A Silverback gorilla. (iStock)

Basketball fans look forward to March all year, filling out their brackets in anticipation of the NCAA college basketball tournament. But for animal lovers, there’s another option: March Mammal Madness, a bracketed “tournament” that pits mammals against one another with the help of a group of scientists with a fondness for fun.

The month-long tourney uses social media to imagine how 64 animals might fare if they ever met in the wild. Participants can fill out a bracket and choose the animals they think will prevail. Then they can watch the competition unfold online, where the animal specialists behind the annual program use facts about each animal’s temperament, habitat, build, fight style and more to determine a winner.

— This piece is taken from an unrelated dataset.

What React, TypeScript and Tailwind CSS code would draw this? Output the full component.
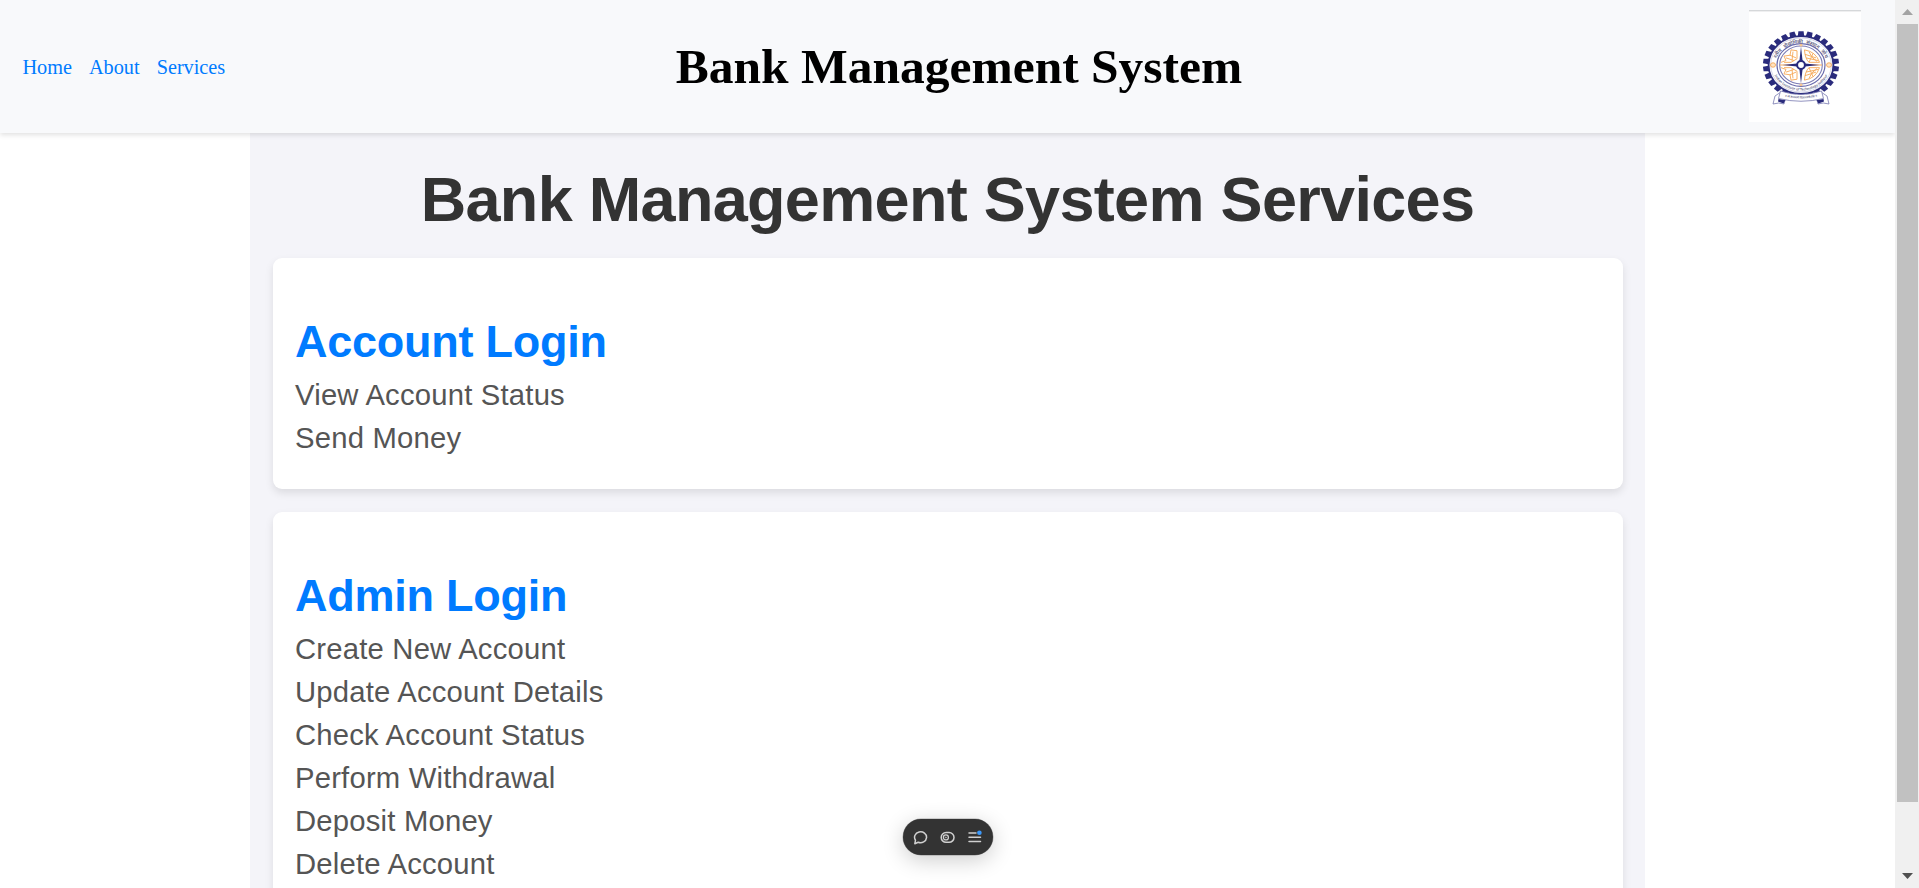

Each battle is narrated “live” on Twitter, adding photos and imagining the animals duking it out. (No, the fight isn’t always to the death.) And there’s always plenty of trash talk using the #2021MMM hashtag.

March Mammal Madness has been happening since 2013, when it was founded by Katie Hinde, an Arizona State University associate professor who studies mother’s milk in mammals. In a recent paper in the journal eLife, Hinde and colleagues documented the educational benefit of the tourney, which has exposed participants to over 1,100 scholarly works and reached about 1 percent of high school students in the United States in 2019.

“For a few weeks each year, a vibrant and diverse March Mammal Madness community comes together to collectively marvel at our living planet’s beauty, harshness, and fragility,” they write. Their hope is that the project can inspire students and the public to become advocates for animal protection.